Information shown:
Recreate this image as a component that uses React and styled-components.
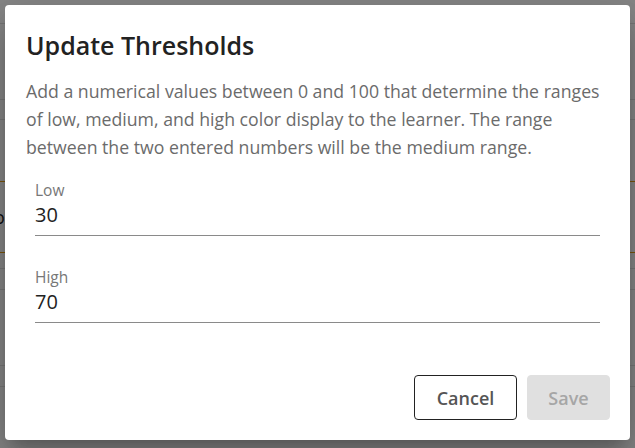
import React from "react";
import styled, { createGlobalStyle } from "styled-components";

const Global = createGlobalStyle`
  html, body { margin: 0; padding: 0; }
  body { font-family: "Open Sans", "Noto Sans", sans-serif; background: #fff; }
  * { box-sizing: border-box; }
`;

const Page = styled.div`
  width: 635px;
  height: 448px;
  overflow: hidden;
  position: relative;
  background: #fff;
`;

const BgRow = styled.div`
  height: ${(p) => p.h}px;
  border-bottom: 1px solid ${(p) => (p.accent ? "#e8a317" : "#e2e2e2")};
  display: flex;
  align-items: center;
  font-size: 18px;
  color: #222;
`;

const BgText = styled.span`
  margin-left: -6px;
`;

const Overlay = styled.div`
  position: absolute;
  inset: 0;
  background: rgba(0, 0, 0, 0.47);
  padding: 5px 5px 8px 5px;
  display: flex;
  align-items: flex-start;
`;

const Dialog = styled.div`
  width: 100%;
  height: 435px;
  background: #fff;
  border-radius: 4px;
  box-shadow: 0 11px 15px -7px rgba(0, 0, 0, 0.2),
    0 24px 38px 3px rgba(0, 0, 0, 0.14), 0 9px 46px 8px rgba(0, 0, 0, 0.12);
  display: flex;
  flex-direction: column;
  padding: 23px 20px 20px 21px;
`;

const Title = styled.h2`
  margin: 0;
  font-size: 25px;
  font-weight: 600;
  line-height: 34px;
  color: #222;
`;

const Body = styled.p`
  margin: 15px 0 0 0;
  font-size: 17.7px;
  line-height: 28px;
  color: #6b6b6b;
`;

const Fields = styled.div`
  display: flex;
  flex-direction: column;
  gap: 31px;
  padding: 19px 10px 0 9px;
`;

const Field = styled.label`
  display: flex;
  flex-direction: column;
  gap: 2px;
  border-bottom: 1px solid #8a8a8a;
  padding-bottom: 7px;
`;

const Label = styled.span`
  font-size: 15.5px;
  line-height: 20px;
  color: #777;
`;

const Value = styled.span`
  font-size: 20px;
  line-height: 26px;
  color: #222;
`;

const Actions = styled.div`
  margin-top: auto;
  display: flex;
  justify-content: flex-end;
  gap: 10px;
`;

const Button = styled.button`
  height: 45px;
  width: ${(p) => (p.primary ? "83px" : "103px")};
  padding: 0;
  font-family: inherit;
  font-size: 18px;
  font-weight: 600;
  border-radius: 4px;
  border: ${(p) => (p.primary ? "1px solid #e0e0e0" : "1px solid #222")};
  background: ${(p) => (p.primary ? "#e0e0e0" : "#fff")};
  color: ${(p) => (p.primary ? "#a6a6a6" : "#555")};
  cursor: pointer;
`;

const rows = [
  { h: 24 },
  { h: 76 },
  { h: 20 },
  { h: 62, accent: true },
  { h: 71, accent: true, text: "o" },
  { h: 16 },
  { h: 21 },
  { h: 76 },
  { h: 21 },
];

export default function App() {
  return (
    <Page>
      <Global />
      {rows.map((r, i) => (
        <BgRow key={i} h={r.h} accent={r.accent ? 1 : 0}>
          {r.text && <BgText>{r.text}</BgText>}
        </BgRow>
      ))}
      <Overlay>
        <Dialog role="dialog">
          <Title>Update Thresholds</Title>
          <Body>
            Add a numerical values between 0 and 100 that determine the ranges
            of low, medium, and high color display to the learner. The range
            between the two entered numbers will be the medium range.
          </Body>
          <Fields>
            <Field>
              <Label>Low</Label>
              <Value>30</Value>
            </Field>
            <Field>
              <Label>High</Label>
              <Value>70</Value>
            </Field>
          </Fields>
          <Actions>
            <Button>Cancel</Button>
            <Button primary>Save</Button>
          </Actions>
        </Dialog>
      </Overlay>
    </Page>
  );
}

What to work on: Find the lines above that include the string "React" and copy them.

Answer to the task:
Recreate this image as a component that uses React and styled-components.
import React from "react";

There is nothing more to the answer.